Thursday, July 4, 2013

On trucks

I’ve known how to drive since well before I was technically of a legal age to do so, something not uncommon in the ranch community of eastern Montana where I was raised. I learned to drive in my family’s ’94 Ford pickup, a finicky beast which doesn’t like to change gears and doesn’t turn particularly well. But it does have an automatic transmission.

I had never driven a manual transmission before. I always meant to. I just never got around to it. So, when Dr Collin asked, as an afterthought to a previous e-mail conversation, whether I could drive a stick-shift, my immediate response was “No... but I can learn!”

For the three weeks I had at home before coming to Panamá, I borrowed a friend’s ancient manual transmission truck so I could learn to drive. This car is a stereotypical farm truck: beat up, rusty, mud-encrusted, with a broken window repaired with plywood and a bit of twine, and so much dirt in the back you could plant a garden. The gearshift is finicky and changing gears involves twisting, shoving, and generally manhandling the stick into place.

I learned to drive it though. Sure, I killed the engine a few times (actually, a lot of times) and I never drove very fast, especially as the car wouldn’t go over 57 m.p.h. without the engine sounding like it was going to explode. But I was on country roads where “traffic” is two cars passing, and three cars is a veritable traffic jam. My slow driving didn’t bother anyone.

Fast forward to last Wednesday. It’s a field day, so one of the lab members has to drive an STRI truck to Playa Veracruz. Allan is usually the driver, but it’s Allan’s last week and I’m the only other available person authorized to drive STRI vehicles, though the paperwork was only approved yesterday.

I’m nervous. I’m not particularly looking forward to driving in a city where the drivers are excessively, in my eyes, aggressive as they are here. I am even less comfortable when I have to drive a stick-shift through three different construction zones, onto a freeway, across a huge cantilever bridge, and through an obstacle course of hills and blind curves at 75 k.p.h. This is actually considered easy driving in Panama, as the road to Veracruz never really enters the city and the traffic is generally light.  To make things worse, I pick up the keys and head out to the lot only to find the truck we usually use is not the truck to which I was given the keys. Instead, we have the refrigerator truck:
Trucks 
You will note the large aluminum box in the back of the truck.
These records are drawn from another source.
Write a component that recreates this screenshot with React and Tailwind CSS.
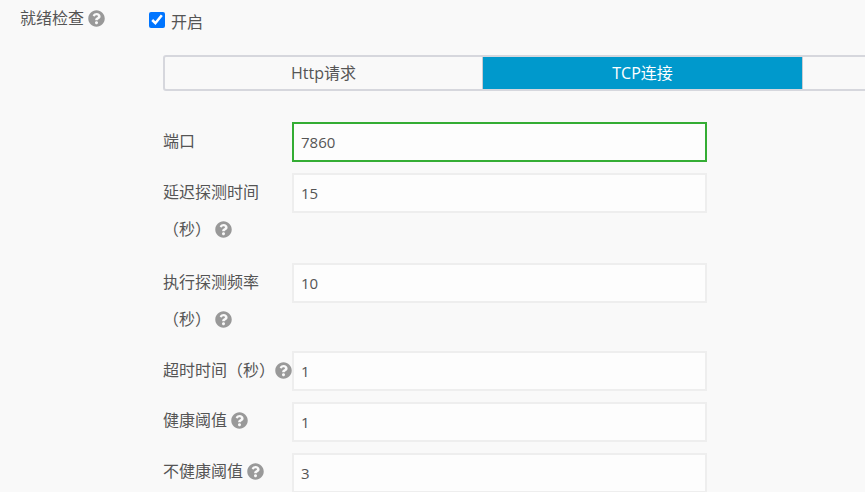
import { FaQuestionCircle } from "react-icons/fa"

function Help() {
  return <FaQuestionCircle className="inline-block shrink-0 text-[17px] text-[#999999]" />
}

function Field({ value, active, className = "", children }) {
  return (
    <div className={`flex items-start ${className}`}>
      <div className="w-[129px] shrink-0 text-[16px] leading-[37px] text-[#555555]">{children}</div>
      <input
        readOnly
        value={value}
        className={`h-10 w-[415px] border-2 bg-[#fdfdfd] px-[7px] text-[15px] text-[#555555] outline-none ${
          active ? "border-[#34ad34]" : "border-[#eeeeee]"
        }`}
      />
    </div>
  )
}

export default function App() {
  return (
    <div className="h-[492px] w-[865px] overflow-hidden bg-[#f9f9f9] font-['Open_Sans','Noto_Sans_CJK_SC',sans-serif]">
      <div className="flex h-[55px] items-start">
        <div className="flex w-[149px] shrink-0 items-center gap-1 pl-5 pt-[6px] text-[16px] leading-6 text-[#555555]">
          就绪检查 <Help />
        </div>
        <label className="flex items-center gap-[6px] pt-[10px] text-[16px] leading-6 text-[#555555]">
          <input type="checkbox" checked readOnly className="m-0 mb-1 h-4 w-4 accent-[#0075ff]" />
          开启
        </label>
      </div>

      <div className="ml-[163px] flex h-9 w-[760px] overflow-hidden rounded-[3px] border-2 border-[#d6d7dd] text-[16px]">
        <div className="flex w-[317px] items-center justify-center text-[#555555]">Http请求</div>
        <div className="flex w-[321px] items-center justify-center border-x border-[#c8ccd2] bg-[#0099cc] text-white">TCP连接</div>
        <div className="flex-1"></div>
      </div>

      <div className="ml-[163px] mt-[31px]">
        <Field value="7860" active className="h-[51px]">
          <div className="pt-px">端口</div>
        </Field>
        <Field value="15" className="h-[90px]">
          <div className="leading-[38px]">延迟探测时间</div>
          <div className="flex items-center gap-1 leading-[37px]">（秒） <Help /></div>
        </Field>
        <Field value="10" className="h-[88px]">
          <div className="leading-[38px]">执行探测频率</div>
          <div className="flex items-center gap-1 leading-[37px]">（秒） <Help /></div>
        </Field>
        <Field value="1" className="h-[51px]">
          <div className="flex items-center gap-1 pt-px">超时时间（秒） <Help /></div>
        </Field>
        <Field value="1" className="h-[51px]">
          <div className="flex items-center gap-1">健康阈值 <Help /></div>
        </Field>
        <Field value="3" className="h-[51px]">
          <div className="flex items-center gap-1">不健康阈值 <Help /></div>
        </Field>
      </div>
    </div>
  )
}
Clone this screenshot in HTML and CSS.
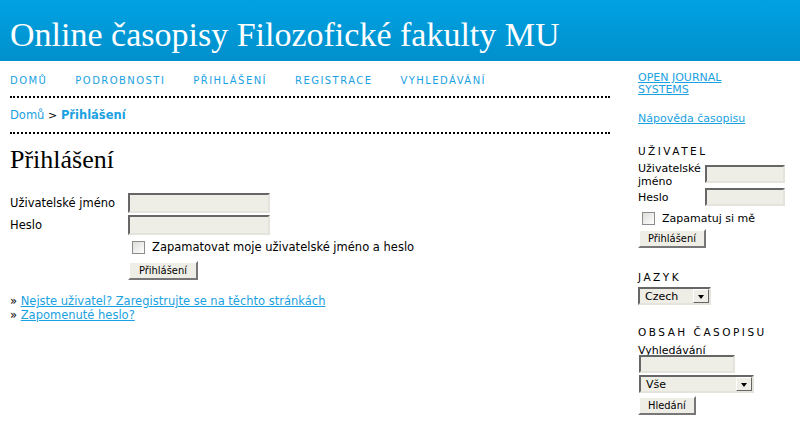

This means I have no rearview mirror.  (Dr. Collin notes that driving this monster is some kind of rite of passage at STRI, she herself had to drive a similar truck across the country...white knuckles all the way.... 15 years ago when she was a short-term fellow).

I quickly discover that this pickup, unlike the stick-shift I learned to drive in, shifts gears very easily. Too easily in fact. I can’t tell if I’ve shifted into 1st or 3rd and kill the engine reversing out of the parking space. Twice.

I’m holding the wheel with a death grip as I turn out of the parking lot onto the Causeway. All goes well and we make it to the field safely.  

The return trip was somewhat less stressful. I only killed the engine once at a stop sign, garnering yet more angry horns from the drivers tailgating me. We make it back to our island haven laboratory safe and not much the worse for wear. I am exceedingly thankful.

Now I just have to repeat this procedure every two days for the remainder of the summer…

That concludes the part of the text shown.